Another difference to consider is the driver usage for MongoDB Atlas and FerretDB. If MongoDB Atlas drops a new feature without notice, it may take days, weeks, or even months for FerretDB to have the same feature available. The same can be said for DocumentDB. Azure CosmosDB and MongoDB Atlas, along with FerretDB, can all be globally distributed.
The sizing of MongoDB Atlas plans may not align with everyone’s needs. Additionally, while MongoDB Atlas is fully-managed and provides direct access to engineers, some have found the support team to be less than stellar in their responses to specific questions. It’s recommended that companies considering MongoDB Atlas look deeply at their support needs.
If comparing DocumentDB to Atlas, some have found AWS support to be more proactive in attempting to solve problems. MongoDB Atlas may put requests for feature improvements in a queue without any visible progress.
Overall, it’s important to consider specific needs and requirements when choosing between Azure CosmosDB and MongoDB Atlas.

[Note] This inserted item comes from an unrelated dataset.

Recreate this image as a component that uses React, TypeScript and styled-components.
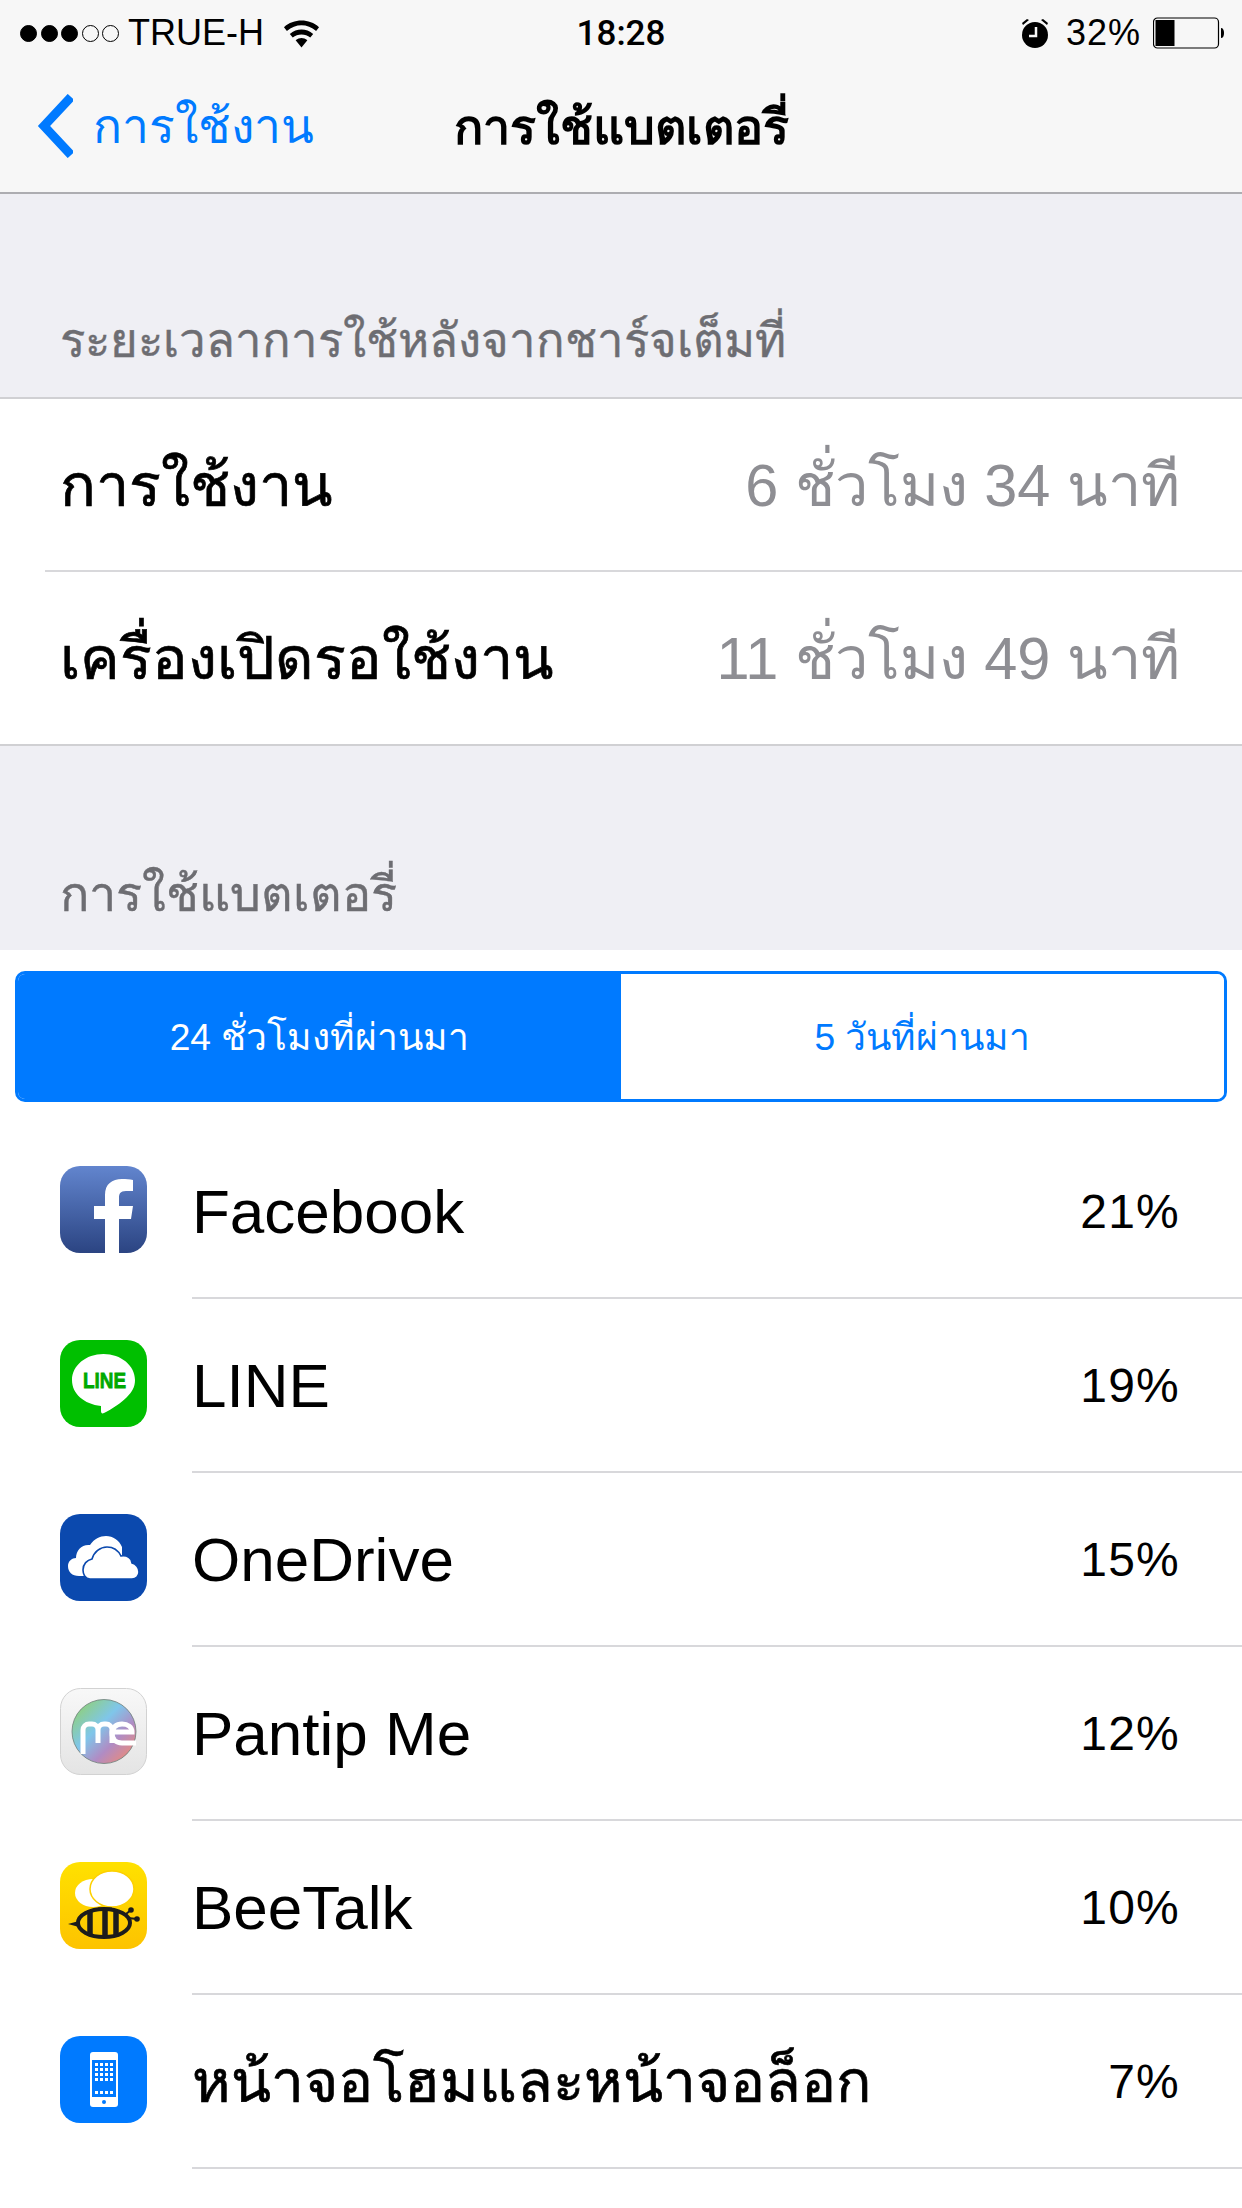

I’m not certain why the operation wrapped around, but I used NYCBS data for my test, executing 10,000 requests per second. I averaged the results from multiple runs to achieve the numbers for these averages. Later, I’ll discuss cost elements and how I extrapolated them.
When it comes to CosmosDB benchmarks, I observed an average create time of about 2.2 milliseconds and a read time of 0.6 milliseconds. As shown on the screen, reads are roughly twice as fast as any write. Meanwhile, updates require slightly more overhead than a standard write, but deletes were slower. I didn’t quite understand why deletes were significantly slower than updates. I would have expected delete and create operations to be similar from an operations-per-second perspective.
These results are based on a burn-in run followed by three iterations lasting four hours each, which ensured that I accounted for any bursting or similar phenomena. I didn’t perform any specific tuning of the payload with YCSB, so I want to make it clear that these results shouldn’t be considered a finely-tuned CosmosDB, DocumentDB, or FerretDB benchmark. They reflect generic benchmarks with default settings.
As for Atlas benchmarks, CosmosDB is slightly faster in creating data, with an average of 1.8 milliseconds versus 2.2. Consequently, I experienced a bit more throughput with Atlas. The read speeds were comparable, but Atlas still managed to provide higher throughput. Interestingly, Atlas had consistent speeds of 1.8 milliseconds for all write-oriented requests, unlike CosmosDB which exhibited variable response times. This discrepancy could be attributed to some architectural differences, perhaps some kind of verification step in CosmosDB that slows down updates and deletes.
Regarding FerretDB, the create time during my tests averaged around three milliseconds. Read speeds were comparable to the other systems, ranging from 0.5 to 0.8 milliseconds. I observed that updates were rather costly, as were deletes. Perhaps in a subsequent conversation, we could discuss optimizing PostgreSQL and FerretDB to improve these speeds. Once again, these figures were derived from a default setup.
Cost Estimate Summary
This is a high-level summary, and you might notice that FerretDB seems exceptionally costly. However, it’s the only one where I included the cost of a part-time DBA working 20 hours per week. When I discuss FerretDB, I’ll specify exactly where this cost comes from.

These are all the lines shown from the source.